Sartre arriva così alla celebre affermazione: «l'inferno
sono gli altri», contenuta nella pièce A porte chiuse (1945). Non
significa che gli altri vadano rifiutati, ma che la relazione con loro è
inevitabilmente conflittuale, perché:
- gli
altri mi espropriano come soggetto,
- ma
anche mi rivelano a me stesso: posso conoscermi solo attraverso
o contro di loro.
Questa tensione rende l'esistenza alienata e instabile, segnata dall'estraneità radicale tra le coscienze.

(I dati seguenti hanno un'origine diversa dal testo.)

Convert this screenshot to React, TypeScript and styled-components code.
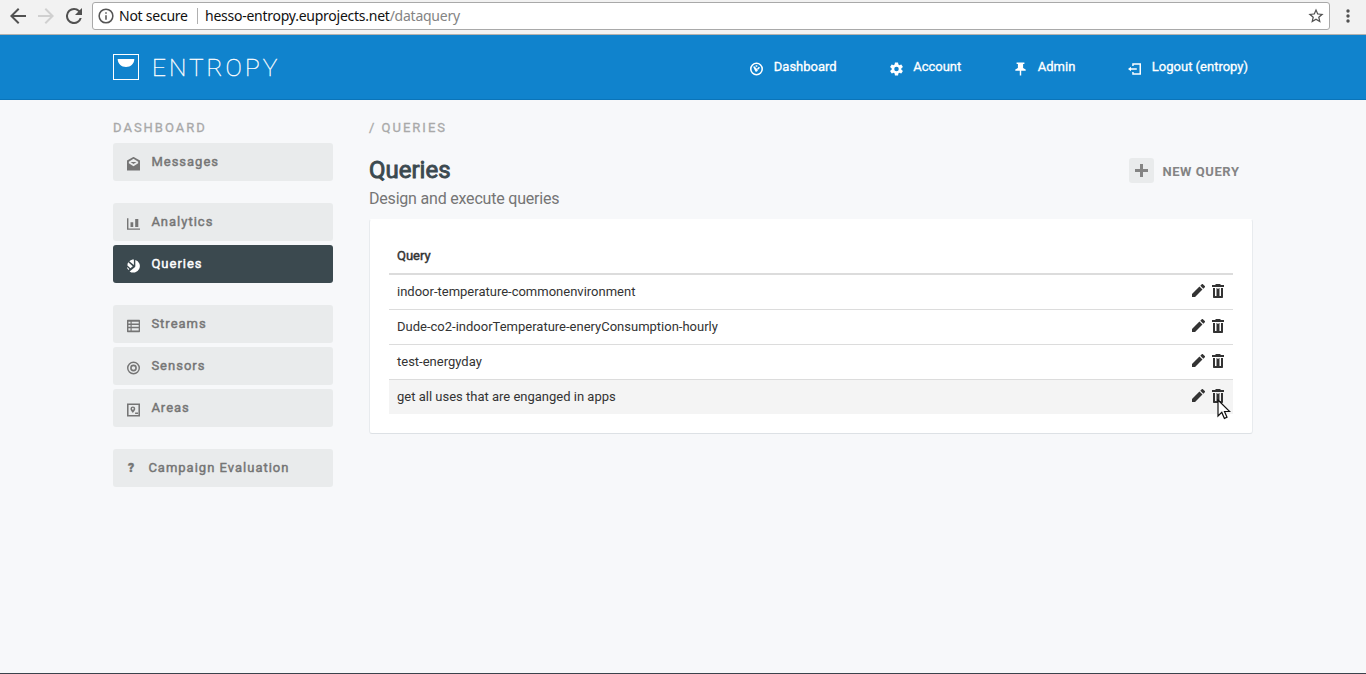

La sintesi tra esistenzialismo e marxismo
Dopo la Seconda
guerra mondiale, Sartre si avvicina al marxismo, cercando di fondere
esistenzialismo e lotta di classe, ma distaccandosi dal materialismo
dialettico sovietico, che vedeva la storia come un processo dominato dalla
necessità.
Nella sua opera incompiuta
Critica della ragione dialettica (1960), Sartre tenta una sintesi tra
libertà individuale e struttura sociale:
- l'individuo resta centrale: è libero, responsabile e le sue azioni determinano l'efficacia della rivoluzione;
- la storia non è predeterminata, ma nasce dalle scelte personali;
Tuttavia, esiste il rischio che la dialettica storica si trasformi in una realtà rigida e totalizzante, dove gli uomini diventano oggetti, come accade:
- nel capitalismo, dove il lavoro aliena l'uomo dai suoi prodotti;
- nel post-rivoluzione, quando il sistema burocratico reifica di nuovo l'individuo (es. Stalinismo).
Sartre distingue
due dinamiche sociali:
- il gruppo: insieme libero e unito da un obiettivo comune (es. la rivoluzione). Ogni membro è sia capo che gregario, legato agli altri da un'identificazione reciproca;
- la serie: collettivo passivo
e isolato, tipico della società borghese (es. lavoratori
alla catena di montaggio), dove gli individui sono serializzati
e privati di soggettività.
Il pericolo è
che, finita la fase rivoluzionaria, il gruppo si dissolva nella serie, specie se si affida al
controllo, alla gerarchia e all’obbedienza, annullando la libertà
individuale.
Per evitare questo, il gruppo deve restare vigile e rinnovare continuamente la sua scelta di libertà, mantenendo viva la coscienza e la responsabilità individuale.